Driving style

Making small changes to the driving style, adopting a more eco-driving style, can have a significant positive impact on the level of emissions. For example, changing gear earlier (i.e. not exploring the upper reaches of the gear range), maintaining steady vehicle speeds, smooth acceleration, deceleration and stopping, will minimise exhaust emissions, will reduce wear and tear, while maintaining good efficiency. On the contrary, steep accelerations and decelerations, high maximum vehicle speeds characterize a dynamic – or even aggressive in some cases – driving and may lead to substantially increased emission rates and fuel penalties of up to 24% (Zacharof and Fontaras, 2016). In particular, the choice of the driving speed can play a significant role in the total fuel consumption and pollutant emissions. It is estimated that trips with low average speed (less than 30 km/h) produce the highest pollutant emissions, at least as high as – or even higher than – trips above 100 km/h. In most of the times, the optimal average driving speed in terms of CO₂ emissions is in the range of 50-90 km/h. The following figure illustrates an example of how pollutant emission levels for NOx are affected by the average travelling speed of the vehicle.
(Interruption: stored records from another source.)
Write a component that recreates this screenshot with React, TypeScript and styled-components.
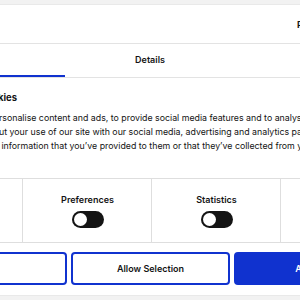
import styled, { createGlobalStyle } from "styled-components";

const GlobalStyle = createGlobalStyle`
	html, body {
		margin: 0;
		padding: 0;
		overflow: hidden;
		background: #ffffff;
	}
	body {
		font-family: Inter, "Noto Sans", "Liberation Sans", sans-serif;
		color: #141414;
	}
`;

const BLUE = "#1032cf";

const categories = [
	{ name: "Necessary", clipped: true },
	{ name: "Preferences", clipped: false },
	{ name: "Statistics", clipped: false },
	{ name: "Marketing", clipped: false },
];

function App() {
	return (
		<StPage>
			<GlobalStyle />
			<StTopBand />
			<StHeader>
				<StPowered>Powered by Cookiebot</StPowered>
			</StHeader>
			<StTabs>
				<StTabCell $width={65} $active>
					<StTabLabel>Consent</StTabLabel>
				</StTabCell>
				<StTabCell $width={170}>
					<StTabLabel>Details</StTabLabel>
				</StTabCell>
				<StTabCell $width={170}>
					<StTabLabel>About</StTabLabel>
				</StTabCell>
			</StTabs>
			<StContent>
				<StHeadingClip>
					<StHeading>This website uses cookies</StHeading>
				</StHeadingClip>
				<StText>
					rsonalise content and ads, to provide social media features and to analyse our traffic.
					<br />
					ut your use of our site with our social media, advertising and analytics partners who may combine it
					<br />
					&nbsp;information that you’ve provided to them or that they’ve collected from your use of their services.
				</StText>
			</StContent>
			<StToggleGrid>
				{categories.map((c) => (
					<StCategory key={c.name} $width={c.clipped ? 22 : 128} $last={c.name === "Marketing"}>
						<StCategoryInner>
							<StCategoryName>{c.name}</StCategoryName>
							<StSwitch>
								<StKnob />
							</StSwitch>
						</StCategoryInner>
					</StCategory>
				))}
			</StToggleGrid>
			<StButtons>
				<StButtonClip>
					<StButton>Deny</StButton>
				</StButtonClip>
				<StButton>Allow Selection</StButton>
				<StButton $primary>Allow all</StButton>
			</StButtons>
			<StBottomBand />
		</StPage>
	);
}

export default App;

const StPage = styled.div`
	width: 300px;
	height: 300px;
	overflow: hidden;
	display: flex;
	flex-direction: column;
	background: #fff;
`;

const StTopBand = styled.div`
	height: 4px;
	flex-shrink: 0;
	background: #f2f2f2;
	border-bottom: 1px solid #e9e9e9;
`;

const StHeader = styled.header`
	height: 38px;
	flex-shrink: 0;
	display: flex;
	align-items: center;
	padding-left: 297px;
	border-bottom: 1px solid #e3e3e3;
	white-space: nowrap;
`;

const StPowered = styled.span`
	font-size: 9px;
	font-weight: 700;
	color: #141414;
`;

const StTabs = styled.nav`
	height: 33px;
	flex-shrink: 0;
	display: flex;
	border-bottom: 1px solid #e3e3e3;
`;

const StTabCell = styled.div<{ $width: number; $active?: boolean }>`
	width: ${(p) => p.$width}px;
	flex-shrink: 0;
	display: flex;
	justify-content: flex-end;
	box-sizing: border-box;
	border-bottom: 2px solid ${(p) => (p.$active ? BLUE : "transparent")};
`;

const StTabLabel = styled.div`
	width: 170px;
	flex-shrink: 0;
	display: flex;
	align-items: center;
	justify-content: center;
	padding-bottom: 1px;
	font-size: 9px;
	font-weight: 600;
	color: #141414;
`;

const StContent = styled.section`
	height: 100px;
	flex-shrink: 0;
	padding-top: 13px;
	box-sizing: border-box;
`;

const StHeadingClip = styled.div`
	width: 17px;
	display: flex;
	justify-content: flex-end;
	white-space: nowrap;
`;

const StHeading = styled.h2`
	margin: 0;
	font-size: 9.5px;
	font-weight: 700;
	line-height: 14px;
	flex-shrink: 0;
`;

const StText = styled.p`
	margin: 6px 0 0 -1px;
	font-size: 8.8px;
	line-height: 14px;
	white-space: nowrap;
	color: #141414;
`;

const StToggleGrid = styled.div`
	height: 65px;
	flex-shrink: 0;
	display: flex;
	border-top: 1px solid #dedede;
	border-bottom: 1px solid #dedede;
	box-sizing: border-box;
`;

const StCategory = styled.div<{ $width: number; $last?: boolean }>`
	width: ${(p) => p.$width}px;
	flex-shrink: 0;
	display: flex;
	justify-content: flex-end;
	border-right: ${(p) => (p.$last ? "none" : "1px solid #dedede")};
`;

const StCategoryInner = styled.div`
	width: 127px;
	flex-shrink: 0;
	display: flex;
	flex-direction: column;
	align-items: center;
	padding-top: 15px;
	gap: 5px;
`;

const StCategoryName = styled.div`
	font-size: 9px;
	font-weight: 600;
	line-height: 12px;
`;

const StSwitch = styled.div`
	width: 32px;
	height: 17px;
	border-radius: 9px;
	background: #141414;
	display: flex;
	align-items: center;
	padding: 0 2px;
	box-sizing: border-box;
`;

const StKnob = styled.div`
	width: 13px;
	height: 13px;
	border-radius: 50%;
	background: #fff;
`;

const StButtons = styled.div`
	height: 33px;
	flex-shrink: 0;
	margin-top: 9px;
	display: flex;
	gap: 4px;
`;

const StButtonClip = styled.div`
	width: 67px;
	flex-shrink: 0;
	display: flex;
	justify-content: flex-end;
`;

const StButton = styled.button<{ $primary?: boolean }>`
	width: 159px;
	height: 33px;
	flex-shrink: 0;
	box-sizing: border-box;
	border: 2px solid ${BLUE};
	border-radius: 4px;
	background: ${(p) => (p.$primary ? BLUE : "#fff")};
	color: ${(p) => (p.$primary ? "#fff" : "#141414")};
	font-family: Inter, "Noto Sans", "Liberation Sans", sans-serif;
	font-size: 9px;
	font-weight: 600;
	padding: 0;
	${StButtonClip} & {
		width: 171px;
	}
`;

const StBottomBand = styled.div`
	margin-top: auto;
	height: 4px;
	flex-shrink: 0;
	background: #f2f2f2;
	border-top: 1px solid #e9e9e9;
`;
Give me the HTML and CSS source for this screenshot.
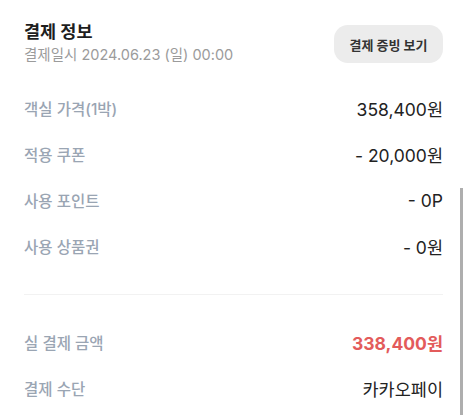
FILE: index.html
```html
<!DOCTYPE html>
<html lang="ko">
<head>
<meta charset="utf-8">
<link rel="stylesheet" href="styles.css">
</head>
<body>
<div class="page">
  <div class="header">
    <div class="titles">
      <div class="title">결제 정보</div>
      <div class="sub">결제일시 2024.06.23 (일) 00:00</div>
    </div>
    <button class="btn">결제 증빙 보기</button>
  </div>
  <div class="list first">
    <div class="row"><span class="label">객실 가격(1박)</span><span class="value">358,400원</span></div>
    <div class="row"><span class="label">적용 쿠폰</span><span class="value">- 20,000원</span></div>
    <div class="row"><span class="label">사용 포인트</span><span class="value">- 0P</span></div>
    <div class="row"><span class="label">사용 상품권</span><span class="value">- 0원</span></div>
  </div>
  <div class="divider"></div>
  <div class="list">
    <div class="row"><span class="label">실 결제 금액</span><span class="value total">338,400원</span></div>
    <div class="row"><span class="label">결제 수단</span><span class="value">카카오페이</span></div>
  </div>
</div>
<div class="scrollbar"></div>
</body>
</html>
```
FILE: styles.css
```css
html, body {
  margin: 0;
  padding: 0;
  background: #fff;
  overflow: hidden;
}
body {
  font-family: "Inter", "Noto Sans CJK KR", sans-serif;
  color: #222;
}
.page {
  padding: 20px 23px 0 24px;
}
.header {
  display: flex;
  justify-content: space-between;
  align-items: flex-start;
}
.title {
  font-size: 17.5px;
  font-weight: 700;
  line-height: 24px;
  color: #1e1e1e;
}
.sub {
  font-size: 14.5px;
  line-height: 22px;
  color: #9b9b9b;
}
.btn {
  margin-top: 5px;
  width: 109px;
  height: 38px;
  border: none;
  border-radius: 14px;
  background: #ececec;
  font-family: inherit;
  font-size: 13px;
  font-weight: 700;
  color: #333;
  padding: 0;
}
.list.first {
  margin-top: 19px;
}
.row {
  height: 46px;
  display: flex;
  justify-content: space-between;
  align-items: center;
}
.label {
  font-size: 15.5px;
  font-weight: 500;
  color: #9aa5b3;
}
.value {
  font-size: 17.5px;
  color: #222;
}
.value.total {
  color: #e35b5b;
  font-weight: 700;
}
.divider {
  height: 1px;
  background: #f2f2f2;
  margin: 25px 0 24px;
}
.scrollbar {
  position: absolute;
  left: 460px;
  top: 188px;
  width: 3px;
  height: 227px;
  background: #aeaeae;
}
```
_{NOx emissions of Euro 6 diesel passenger cars as a function of speed[1]}

Driving mode

Some cars offer technologies of built-in driving modes that – when used – optimize vehicle’s functions providing better efficiency. For example, “eco-driving” primarily targeting fuel economy, may also reduce pollutant emissions. “Sport driving” mode provides a better performance in terms of vehicle responsiveness and power output, but it is also the least fuel efficient and may increase pollutant emissions due to late gear shifting. “Normal driving” mode is suitable for baseline operations of the car (Fontaras et al., 2017). Always choosing the appropriate driving mode for the expected driving conditions contributes to lower emissions and better fuel economy.

Unnecessary driving

It is very common nowadays that people use their cars even for short trips. Because many of these short trips take place in urban – mostly densely populated – areas this adds up to the existing environmental pressures caused by road vehicles. Extra emissions due to cold start associated with short trips are of particular concern. However, in case of no other option than driving, drivers can combine two trips into one journey or even consider the choice of car sharing. Not driving at all, if possible, is the most environmentally friendly solution, with no impact on emissions. Leaving the car at home and walking, or even cycling are much better options in that respect.

Open windows

Driving while windows are open, affect the aerodynamic resistance of the vehicle, not allowing the normal flow of air around it. This has an effect on fuel consumption and on pollutant emissions. When not necessary, closed windows are suggested for driving. The car ventilation can be used instead.

Driving conditions

Cold start 

It happens when the car engine and emission control systems are below normal operating temperatures. In practice, this normally accounts for the first 0 to 5 kilometres of a trip, depending on ambient temperature (see the following figure). During the cold start phase, extra amounts of emissions – above the normal emissions levels – are observed. The cold start affects vehicle emissions mainly in the following two ways:

• Most emissions control devices – such as the SCR and the TWC – do not work efficiently at low temperatures. This results in increased pollutant emissions during the cold start period. The emission levels immediately after a cold engine is turned on may reach several times above those of a thermally stabilised engine.
• Low engine temperature makes the oil more viscous; hence more energy is required to circulate the oil. This affects fuel consumption and CO₂

_{Cold start emissions of a typical petrol and a diesel car}

Occupancy rates

In real world emissions, the factor causing the greatest variations in vehicle mass is the number of passengers, also referred to as occupancy rate. Increased vehicle mass increases the fuel consumption of the vehicle and deteriorates emissions. However, a high occupancy rate means that the ratio of emissions per passenger-kilometre is lower. Hence, despite the fact that additional passengers may increase the emissions of that vehicle, this is actually favourable from an environmental perspective as this increase is much lower than the additional emissions produced by the passengers if they had taken their own vehicles.

Congestion

It is the result of increased traffic, which means lower speeds and longer trip durations. Extensive congestion is not covered by RDE legislation. Congestion affects fuel consumption and pollutant emissions in several ways. It alters the speed profile of the vehicles through the whole trip, resulting in limited steady speed driving. Moreover, driving in congested conditions leads to more transient engine operations such as accelerations and decelerations. It increases engine idling time, and it may have an impact on the driver’s behaviour and psychological situation causing stress and confusion or even leading to an increase in aggressive driving. Drivers in an effort to overcome congested roads and reduce driving time, often make use of traffic re-routing strategies. These systems collect real-time traffic data from vehicles via satellite systems, providing re-routing guidance when signs of congestion are observed. Often, the use of re-routing strategies may lead to mis-arrangement of the vehicle fleet, creating again increased traffic in a different area.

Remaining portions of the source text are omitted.